Too Close to Home: Australia's Cultural Cringe Complex
- Madeleine Rick
- 24 hours ago
- 6 min read

Growing up in Australia I was always comforted by the contemplative nature of the beach at sunset, feeling like it suited me more than the sun-dressed vivacity of the Australian beach by day. Endless stretches of cooling sand against a disappearing horizon, wondering what lay on the other side of the vastness and dreaming of forging a life beyond it.
Now, back in that spot for the first time in two years, a London life in full swing across that same vast ocean, watching the pink and orange milky sky melt into the horizon and dance across the water, I am faced with my own ignorance, a weakness even, in succumbing to an all too Australian penchant for cultural self-deprecation. This scene once represented the longing to explore and cast my net beyond that horizon, which somehow depended on a lifelong rejection of my Australianness which I don’t think was particularly deserved.
My own experience speaks to a larger sociocultural trend of perceived cultural inferiority amongst Australians, which, with its entangled colonial roots, has been casting a physical and intellectual distance between Australia and the rest of the West for generations. One only needs to walk through the streets of Clapham to witness an age old rite of passage in the Australian life cycle materialise - the quintessential Aussie ‘year in London’ to immerse oneself in culture and traverse the European continent before conceding to the sunshine and expanse of open space. But what of those of us who choose to stay?

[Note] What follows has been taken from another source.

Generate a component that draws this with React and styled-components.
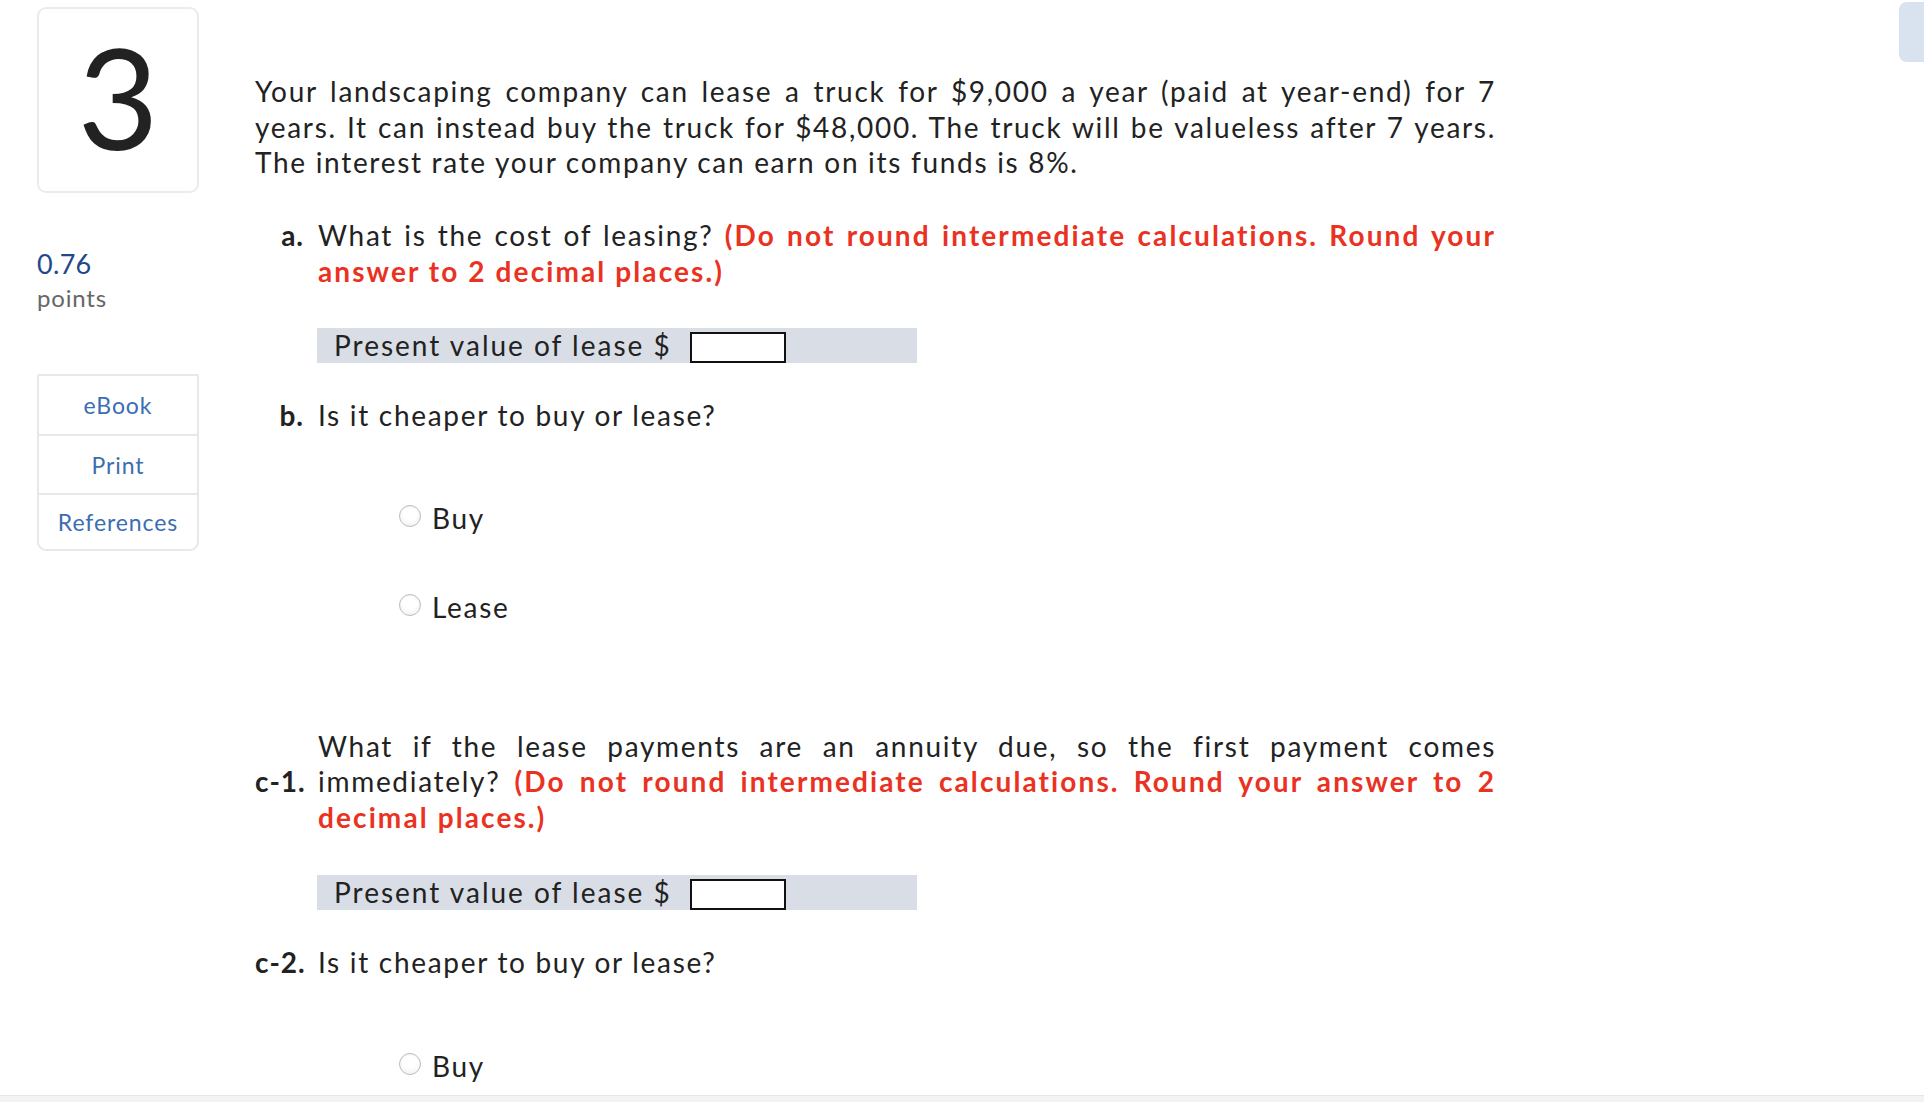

It feels no coincidence that London is at the crux of this self-discovery, that the wanderlust of youth so often draws Australians back to the ‘motherland,’ with its ornate sense of cultural everythingness, while still being able to knowingly titter at the British sarcasm from which our own humour derived. It is at this nexus where the Australian national inferiority complex emerges - but I can’t help but think that if Australia’s youth was defined by its colonial status and a cultural endowment from Britain, surely, we are now entering a cultural adolescence of rebellion and a desire for independence.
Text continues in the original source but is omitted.